Ancak…
Hepsini apolitik görmek yanılgıya sebep
olur.
Bunlar genellikle hayal kırıklığı yaşamış,
kırılmış seçmendir.
Oy verdiği iktidarın-belediyenin (ya da
partisinin) performansından memnun
değildir!
Kendini aldatılmış-kandırılmış hissetmektedir.
İyi şeylerin olacağına dair ümidini yitirmiştir…
Sandıktan soğumuştur…
Siyasetten
bıkmıştır…
Yorgun düşürülmüştür…
Siyasi refleksi kalmamıştır…
“Elim kırılsaydı da oy vermeseydim” dememek
için, sandığa gitmemeyi tercih ediyor.
Sandığa gitmemeyi “eylem biçimi” olarak seçiyor; öfkesini
böyle yansıtıyor.
Seçimi kimin kazanacağı umurunda bile değil!
Biliniyor ki:
İkna edilmeyi bekleyen/kararsız
kişi, büyük çoğunlukla daha önceki
seçimlerde iktidarı desteklemiş seçmen.

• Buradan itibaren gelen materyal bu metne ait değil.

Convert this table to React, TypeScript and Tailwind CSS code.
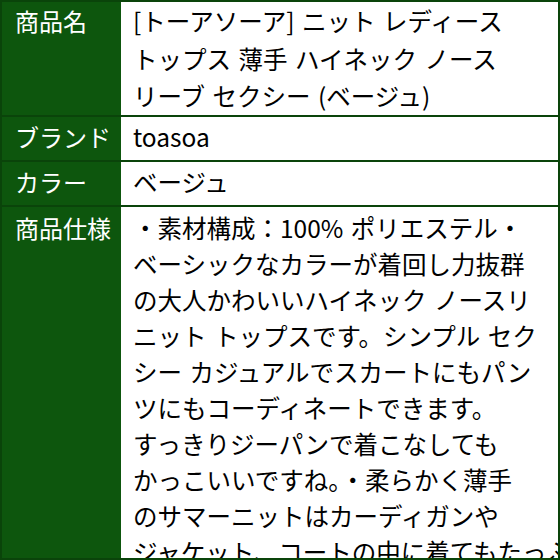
const rows: { label: string; lines: string[]; lead: string; pad: string }[] = [
  {
    label: '商品名',
    lines: ['[トーアソーア] ニット レディース', 'トップス 薄手 ハイネック ノース', 'リーブ セクシー (ベージュ)'],
    lead: 'leading-[37.5px]',
    pad: 'py-0',
  },
  { label: 'ブランド', lines: ['toasoa'], lead: 'leading-[37px]', pad: 'pt-[1px] pb-[5px]' },
  { label: 'カラー', lines: ['ベージュ'], lead: 'leading-[37px]', pad: 'pt-[1px] pb-[5px]' },
  {
    label: '商品仕様',
    lines: [
      '・素材構成：100% ポリエステル・',
      'ベーシックなカラーが着回し力抜群',
      'の大人かわいいハイネック ノースリ',
      'ニット トップスです。シンプル セク',
      'シー カジュアルでスカートにもパン',
      'ツにもコーディネートできます。',
      'すっきりジーパンで着こなしても',
      'かっこいいですね。・柔らかく薄手',
      'のサマーニットはカーディガンや',
      'ジャケット、コートの中に着てもたっぷり',
    ],
    lead: 'leading-[36px]',
    pad: 'pt-[3px]',
  },
]

export default function App() {
  return (
    <div
      className="w-[560px] h-[560px] overflow-hidden border-2 border-[#0a440a] bg-white"
      style={{ fontFamily: '"Noto Sans CJK JP", "Noto Sans", sans-serif' }}
    >
      {rows.map((r, i) => (
        <div
          key={r.label}
          className={`grid grid-cols-[119px_1fr] ${i < rows.length - 1 ? 'border-b-2 border-[#0a440a]' : ''}`}
        >
          <div className={`bg-[#0d560d] text-white text-[24px] pl-[13px] ${r.lead} ${r.pad}`}>{r.label}</div>
          <div className={`bg-white text-black text-[24.5px] [word-spacing:2px] pl-3 ${r.lead} ${r.pad}`}>
            {r.lines.map(l => (
              <div key={l} className="whitespace-nowrap">
                {l}
              </div>
            ))}
          </div>
        </div>
      ))}
    </div>
  )
}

Bu sebeple
siyasi-ekonomik krizlerde “kararsız” sayısı hep artar!
Hükümetten-belediyeden umudunu kesmiştir.
Fakat… Kararsızların bir bölümü diğer partiye
oy verip-vermemeyi de düşünmektedir.
Evet… İkna edilmeyi bekleyendir kararsız
seçmen!
Ya iktidar, hayal kırıklığını gidererek bu seçmeni kazanacak.
Ya da muhalefet inandırıcılığıyla bu seçmene kendini kabul
ettirecek.
Kararsızları ikna eden bu seçimi kazanacak görünüyor!